On 6/14/20 1:40 PM, Tonghao Zhang wrote:
> On Sun, Jun 14, 2020 at 1:31 PM Roi Dayan <roid at mellanox.com> wrote:
>>
>>
>>
>> On 2020-06-11 1:36 PM, xiangxia.m.yue at gmail.com wrote:
>>> From: Tonghao Zhang <xiangxia.m.yue at gmail.com>
>>>
>>> When ports were removed from bridge, we should flush the
>>> offload rules on the ports. The main reason is two factors:
>>>
>>> * The ports removed from bridge, will be managed by OvS, so
>>>   flush the rules which installed by OvS.
>>> * If using the TC flower offload, for example, tc rules still
>>>   are on the ports.

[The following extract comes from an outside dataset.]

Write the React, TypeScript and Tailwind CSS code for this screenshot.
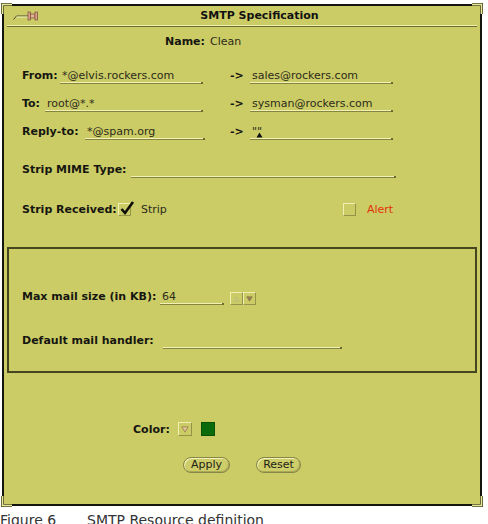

And the information still are maintained by
>>>   OvS, such as the mapping for tc and ufid.
>>>   Then if adding the port to bridge and installing the rules
>>>   to it again, *del_filter_and_ufid_mapping will be invoked,
>>>   and delete the tc rule using tc handle which may not exist
>>>   (offload init api flushed them.) on kernel or is used by other
>>>   previous rules (if so, that rules will be deleted that is not
>>>   we expected.).
>>>
>>> Cc: Simon Horman <simon.horman at netronome.com>
>>> Cc: Paul Blakey <paulb at mellanox.com>
>>> Cc: Roi Dayan <roid at mellanox.com>
>>> Cc: Ben Pfaff <blp at ovn.org>
>>> Cc: William Tu <u9012063 at gmail.com>
>>> Cc: Ilya Maximets <i.maximets at ovn.org>
>>> Tested-at: https://eur03.safelinks.protection.outlook.com/?url=https%3A%2F%2Ftravis-ci.com%2Fgithub%2Fovn-open-virtual-networks%2Fovs%2Fbuilds%2F170832624&data=02%7C01%7Croid%40mellanox.com%7Cf0bc38aa88074693105108d80df36979%7Ca652971c7d2e4d9ba6a4d149256f461b%7C0%7C0%7C637274686378147436&sdata=Dlq4jnSclj0vXQoldO7Oq2Wwx%2BGEHjK%2FftPUDHnJcKM%3D&reserved=0
>>> Co-authored-by: Wengang Hou <houwengang at didiglobal.com>
>>> Signed-off-by: Tonghao Zhang <xiangxia.m.yue at gmail.com>
>>> ---
>>>  lib/netdev-offload.c | 1 +
>>>  1 file changed, 1 insertion(+)
>>>
>>> diff --git a/lib/netdev-offload.c b/lib/netdev-offload.c
>>> index ab97a292ebac..964566caab1e 100644
>>> --- a/lib/netdev-offload.c
>>> +++ b/lib/netdev-offload.c
>>> @@ -593,6 +593,7 @@ netdev_ports_remove(odp_port_t port_no, const struct dpif_class *dpif_class)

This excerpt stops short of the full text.